My first exposure to graffiti vandalism came in September 2005 and involved three adolescents who entered our property. The whole episode was captured on a newly installed CCTV system, but police told us no arrests could be made as we had not displayed a sign warning that ''Video surveillance is operating on the premises''. Three days later, we installed numerous warning signs.
The second incident happened on a cold Saturday night in 2009 when a number of our trucks were ''tagged''. Fortunately, the sides of the trucks were still wet with dew and removing the graffiti from the aluminium surfaces was relatively straightforward. Again, I contacted the police. They knew who was responsible for the ''tag'' and were able to act on it. One of my big, burly truck drivers was moved to tears when he saw his truck had been tagged and suggested the offenders, if caught, should have to remove the tags. Ultimately I had to repaint and sign-write two trucks, which cost my business about $30,000 in downtime, lost productivity and other direct costs. The most recent incident, last November, affected the exterior walls of our premises.
From my previous encounters, I had learnt that we needed to remove the tags as soon as possible to deny the perpetrators the satisfaction and bragging rights. With the help of the Rotary Club at Rouse Hill, which operates a graffiti removal program, we reported and removed all tags within 48 hours.

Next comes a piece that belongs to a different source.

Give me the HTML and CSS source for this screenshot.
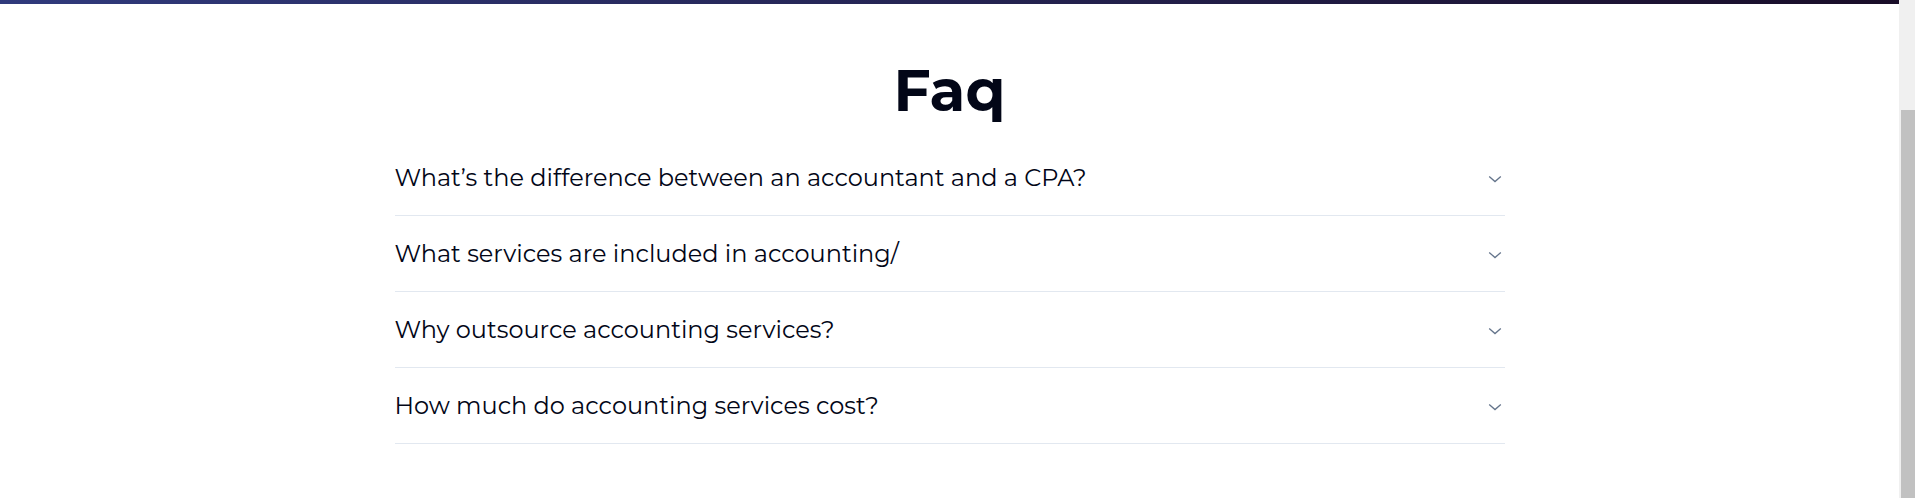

Whether it's talkback radio hosts or the Attorney-General [Greg Smith] himself, plenty of people say we're too soft on graffiti vandals. But it doesn't matter whether we threaten to send them to prison or to confiscate their cars. I believe the best deterrent is to make sure they can be tracked, identified and prosecuted. In the same way that victim impact statements are read before a criminal, graffiti vandals might change their ways if they could be made to understand how much damage they do. One way to do this is to make them clean up their mess.
Thomas Cann is the owner of Baulkham Hills Landscape Supplies.